A few years ago a friend brought round a small bag containing a desiccated blackbird she had found in a drawer. Quite how the bird had ended its days stuck there nobody was even prepared to guess. The bird joined my collection of bazar objects and there I had found my unsalable subject for surely no one would wish to hang such an image in their home. Since the images were made specifially to be unsalable it followed that they should either be destroyed or given away after being exibited. So I showed them to a few friends and was somewhat surprised to find they loved them and although none came out with their cheque book. I felt I had as yet not succeeded in my goal to produce unsalable art and the bird, even though well and truly desiccated had taken on a new life finding within the images movement, and once again the dead bird flies.

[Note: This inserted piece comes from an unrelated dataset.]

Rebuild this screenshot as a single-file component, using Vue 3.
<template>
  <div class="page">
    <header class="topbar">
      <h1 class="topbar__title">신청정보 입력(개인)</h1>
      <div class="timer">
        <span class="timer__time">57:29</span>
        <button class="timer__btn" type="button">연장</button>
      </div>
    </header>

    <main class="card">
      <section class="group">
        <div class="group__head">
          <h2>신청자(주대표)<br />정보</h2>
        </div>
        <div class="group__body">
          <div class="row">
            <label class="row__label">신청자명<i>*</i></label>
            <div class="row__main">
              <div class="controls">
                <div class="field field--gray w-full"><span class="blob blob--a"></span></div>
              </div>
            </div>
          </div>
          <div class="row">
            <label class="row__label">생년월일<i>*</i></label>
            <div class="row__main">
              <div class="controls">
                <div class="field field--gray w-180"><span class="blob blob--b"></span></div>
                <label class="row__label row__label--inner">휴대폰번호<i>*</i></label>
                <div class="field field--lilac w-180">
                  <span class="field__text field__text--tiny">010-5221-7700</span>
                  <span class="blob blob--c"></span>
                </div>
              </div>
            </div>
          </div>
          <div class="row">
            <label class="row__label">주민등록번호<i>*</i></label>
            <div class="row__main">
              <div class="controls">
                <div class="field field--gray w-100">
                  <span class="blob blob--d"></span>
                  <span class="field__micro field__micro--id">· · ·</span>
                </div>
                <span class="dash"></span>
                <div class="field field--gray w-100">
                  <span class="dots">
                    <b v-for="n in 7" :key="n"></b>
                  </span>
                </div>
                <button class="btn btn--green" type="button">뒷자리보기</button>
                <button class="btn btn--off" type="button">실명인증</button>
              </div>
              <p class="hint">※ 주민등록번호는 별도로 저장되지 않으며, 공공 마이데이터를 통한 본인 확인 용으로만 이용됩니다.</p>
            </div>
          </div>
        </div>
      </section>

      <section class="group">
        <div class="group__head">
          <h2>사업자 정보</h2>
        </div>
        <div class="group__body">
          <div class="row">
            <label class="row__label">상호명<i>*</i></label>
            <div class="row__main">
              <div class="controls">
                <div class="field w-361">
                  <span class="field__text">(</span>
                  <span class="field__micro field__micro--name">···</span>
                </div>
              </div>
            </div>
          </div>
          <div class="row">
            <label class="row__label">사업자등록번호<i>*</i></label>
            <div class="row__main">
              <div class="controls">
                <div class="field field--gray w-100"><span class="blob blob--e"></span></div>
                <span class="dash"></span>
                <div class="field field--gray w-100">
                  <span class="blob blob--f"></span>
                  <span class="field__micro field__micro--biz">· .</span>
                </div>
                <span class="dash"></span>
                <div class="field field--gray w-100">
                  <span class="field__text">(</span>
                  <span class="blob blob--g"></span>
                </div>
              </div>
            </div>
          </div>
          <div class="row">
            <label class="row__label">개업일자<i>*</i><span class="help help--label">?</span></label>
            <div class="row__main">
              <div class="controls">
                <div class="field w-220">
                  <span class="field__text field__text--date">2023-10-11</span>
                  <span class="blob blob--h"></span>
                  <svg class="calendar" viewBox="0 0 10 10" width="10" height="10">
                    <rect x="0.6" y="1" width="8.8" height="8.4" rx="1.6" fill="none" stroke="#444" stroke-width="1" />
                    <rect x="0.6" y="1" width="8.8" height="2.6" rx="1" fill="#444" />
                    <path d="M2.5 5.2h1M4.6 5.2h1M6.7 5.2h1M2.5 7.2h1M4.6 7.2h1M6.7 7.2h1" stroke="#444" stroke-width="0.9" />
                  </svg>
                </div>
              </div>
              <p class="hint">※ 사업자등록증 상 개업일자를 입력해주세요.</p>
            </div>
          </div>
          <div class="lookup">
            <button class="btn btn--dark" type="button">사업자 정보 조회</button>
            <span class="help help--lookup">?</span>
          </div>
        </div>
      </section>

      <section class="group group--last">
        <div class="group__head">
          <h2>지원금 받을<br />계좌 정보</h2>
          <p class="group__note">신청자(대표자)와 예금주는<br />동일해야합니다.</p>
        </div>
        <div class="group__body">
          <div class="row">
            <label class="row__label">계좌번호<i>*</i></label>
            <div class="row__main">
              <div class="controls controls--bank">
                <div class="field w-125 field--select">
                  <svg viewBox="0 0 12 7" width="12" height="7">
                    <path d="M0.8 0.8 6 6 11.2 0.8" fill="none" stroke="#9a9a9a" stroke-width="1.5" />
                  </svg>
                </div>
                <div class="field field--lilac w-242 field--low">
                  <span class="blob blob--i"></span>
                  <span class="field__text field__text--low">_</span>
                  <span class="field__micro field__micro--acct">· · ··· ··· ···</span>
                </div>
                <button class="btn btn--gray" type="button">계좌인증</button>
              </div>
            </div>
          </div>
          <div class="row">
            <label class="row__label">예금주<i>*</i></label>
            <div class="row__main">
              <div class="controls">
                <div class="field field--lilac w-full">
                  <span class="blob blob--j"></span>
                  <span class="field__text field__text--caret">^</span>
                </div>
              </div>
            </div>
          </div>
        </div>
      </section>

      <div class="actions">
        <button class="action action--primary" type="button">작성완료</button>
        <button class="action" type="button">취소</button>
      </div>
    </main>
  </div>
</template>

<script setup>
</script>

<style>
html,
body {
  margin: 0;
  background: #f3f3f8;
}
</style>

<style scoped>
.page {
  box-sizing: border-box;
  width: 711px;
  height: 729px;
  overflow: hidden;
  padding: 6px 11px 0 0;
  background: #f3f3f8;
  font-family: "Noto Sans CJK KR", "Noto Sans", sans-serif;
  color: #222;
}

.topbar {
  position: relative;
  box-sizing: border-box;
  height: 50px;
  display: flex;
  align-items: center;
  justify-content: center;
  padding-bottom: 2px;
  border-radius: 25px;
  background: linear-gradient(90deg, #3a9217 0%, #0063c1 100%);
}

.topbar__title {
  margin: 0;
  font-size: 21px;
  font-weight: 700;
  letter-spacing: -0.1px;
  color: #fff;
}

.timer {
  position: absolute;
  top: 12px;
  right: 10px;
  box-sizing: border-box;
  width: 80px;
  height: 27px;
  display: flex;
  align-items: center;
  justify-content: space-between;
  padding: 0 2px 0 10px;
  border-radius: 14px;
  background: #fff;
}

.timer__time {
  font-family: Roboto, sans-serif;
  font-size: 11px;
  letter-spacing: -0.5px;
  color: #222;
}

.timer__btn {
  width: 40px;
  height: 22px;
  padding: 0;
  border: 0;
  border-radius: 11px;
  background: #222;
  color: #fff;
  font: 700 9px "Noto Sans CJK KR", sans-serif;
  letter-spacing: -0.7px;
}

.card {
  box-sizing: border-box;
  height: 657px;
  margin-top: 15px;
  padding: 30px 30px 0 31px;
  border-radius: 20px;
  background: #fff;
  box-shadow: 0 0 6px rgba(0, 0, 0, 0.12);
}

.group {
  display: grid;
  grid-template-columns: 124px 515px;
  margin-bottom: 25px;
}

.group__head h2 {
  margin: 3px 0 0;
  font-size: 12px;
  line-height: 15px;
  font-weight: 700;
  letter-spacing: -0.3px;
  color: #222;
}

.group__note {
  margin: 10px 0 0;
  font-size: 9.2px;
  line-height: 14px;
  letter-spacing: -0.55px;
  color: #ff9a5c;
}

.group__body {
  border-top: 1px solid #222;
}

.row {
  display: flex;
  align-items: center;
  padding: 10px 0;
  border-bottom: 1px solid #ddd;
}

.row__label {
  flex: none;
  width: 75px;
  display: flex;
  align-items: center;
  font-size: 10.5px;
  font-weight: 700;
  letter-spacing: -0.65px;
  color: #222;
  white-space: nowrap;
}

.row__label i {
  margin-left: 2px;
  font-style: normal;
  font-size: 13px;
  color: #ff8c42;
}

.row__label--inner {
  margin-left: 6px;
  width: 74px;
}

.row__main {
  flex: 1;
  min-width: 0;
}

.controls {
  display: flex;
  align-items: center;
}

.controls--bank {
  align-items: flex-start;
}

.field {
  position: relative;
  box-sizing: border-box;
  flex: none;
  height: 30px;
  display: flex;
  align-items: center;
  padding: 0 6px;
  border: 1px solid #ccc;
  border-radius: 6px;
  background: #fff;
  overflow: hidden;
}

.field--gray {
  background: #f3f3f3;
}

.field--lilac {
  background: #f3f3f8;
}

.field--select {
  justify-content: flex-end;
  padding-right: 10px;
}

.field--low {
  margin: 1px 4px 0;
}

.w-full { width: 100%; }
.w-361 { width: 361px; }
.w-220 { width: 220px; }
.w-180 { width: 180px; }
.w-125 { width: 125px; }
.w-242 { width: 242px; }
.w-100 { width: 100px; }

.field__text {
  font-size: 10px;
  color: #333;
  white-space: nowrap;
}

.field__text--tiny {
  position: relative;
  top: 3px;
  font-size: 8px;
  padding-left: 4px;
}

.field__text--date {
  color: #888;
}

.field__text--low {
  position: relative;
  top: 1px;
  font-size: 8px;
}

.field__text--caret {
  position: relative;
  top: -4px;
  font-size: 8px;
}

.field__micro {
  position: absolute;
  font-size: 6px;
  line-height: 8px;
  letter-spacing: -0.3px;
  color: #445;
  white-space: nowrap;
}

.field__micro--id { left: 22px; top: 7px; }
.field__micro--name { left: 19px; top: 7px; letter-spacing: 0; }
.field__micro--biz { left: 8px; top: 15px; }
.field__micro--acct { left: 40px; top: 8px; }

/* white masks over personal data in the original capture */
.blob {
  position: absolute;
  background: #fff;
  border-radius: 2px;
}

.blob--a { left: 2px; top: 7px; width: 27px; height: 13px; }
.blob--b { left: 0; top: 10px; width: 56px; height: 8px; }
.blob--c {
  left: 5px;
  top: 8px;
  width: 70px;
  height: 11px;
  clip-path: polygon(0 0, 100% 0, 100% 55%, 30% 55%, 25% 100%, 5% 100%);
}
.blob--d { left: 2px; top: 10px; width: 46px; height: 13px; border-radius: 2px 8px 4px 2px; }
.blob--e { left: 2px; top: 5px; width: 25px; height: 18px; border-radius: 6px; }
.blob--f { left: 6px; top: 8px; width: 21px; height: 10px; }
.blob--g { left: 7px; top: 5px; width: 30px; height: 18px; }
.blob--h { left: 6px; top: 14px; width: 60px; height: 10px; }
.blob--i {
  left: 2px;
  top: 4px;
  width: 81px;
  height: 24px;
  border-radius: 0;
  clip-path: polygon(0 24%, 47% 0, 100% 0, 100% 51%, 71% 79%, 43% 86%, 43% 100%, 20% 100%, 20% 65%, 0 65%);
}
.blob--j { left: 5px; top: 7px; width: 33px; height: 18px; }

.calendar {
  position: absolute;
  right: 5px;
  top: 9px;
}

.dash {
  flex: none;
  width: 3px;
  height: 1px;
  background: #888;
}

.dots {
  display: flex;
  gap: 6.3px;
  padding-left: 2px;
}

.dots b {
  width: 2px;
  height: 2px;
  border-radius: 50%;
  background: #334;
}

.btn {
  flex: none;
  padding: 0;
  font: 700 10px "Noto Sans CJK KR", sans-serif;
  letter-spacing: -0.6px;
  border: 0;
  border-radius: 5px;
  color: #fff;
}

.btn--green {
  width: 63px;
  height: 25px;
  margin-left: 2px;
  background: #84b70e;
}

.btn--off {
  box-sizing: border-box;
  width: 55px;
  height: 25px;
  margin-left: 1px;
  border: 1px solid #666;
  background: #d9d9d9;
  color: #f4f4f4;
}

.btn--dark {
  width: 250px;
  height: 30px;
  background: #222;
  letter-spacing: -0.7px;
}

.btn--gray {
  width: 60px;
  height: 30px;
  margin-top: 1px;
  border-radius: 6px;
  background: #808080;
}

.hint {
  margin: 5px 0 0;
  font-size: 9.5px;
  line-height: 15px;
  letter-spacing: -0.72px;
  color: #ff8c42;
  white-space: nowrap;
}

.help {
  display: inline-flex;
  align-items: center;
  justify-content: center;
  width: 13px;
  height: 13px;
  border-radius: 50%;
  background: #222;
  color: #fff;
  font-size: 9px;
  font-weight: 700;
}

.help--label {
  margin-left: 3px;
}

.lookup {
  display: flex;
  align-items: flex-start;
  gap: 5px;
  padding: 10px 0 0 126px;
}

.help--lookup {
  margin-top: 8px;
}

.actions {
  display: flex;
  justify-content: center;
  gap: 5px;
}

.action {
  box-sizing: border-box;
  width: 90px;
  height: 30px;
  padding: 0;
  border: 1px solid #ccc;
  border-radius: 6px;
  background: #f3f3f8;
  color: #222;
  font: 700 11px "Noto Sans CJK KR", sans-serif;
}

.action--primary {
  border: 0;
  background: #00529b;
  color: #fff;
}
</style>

Interest in death came as a natural consequence of living on a farm where at lambing time birth and death were accepted as an integral part of life. None the less there was a child's fascination that meant when one of the farm cats died our shepherd Neil Tyson would not let my brother and I see just where he had buried it being sure that we would only go and dig it up again. Aged four and five we had not yet learnt about respect of earthly remains and the rotting process but now all these years later I handle bones wth a certain reverence for their structural beauty. I imagine that in a former life I could have been a sun-baked Egyptian archaeologist armed with a soft brush dusting away the sands of time rather than that grave robbing child who would scan the midden for any recent signs of burial.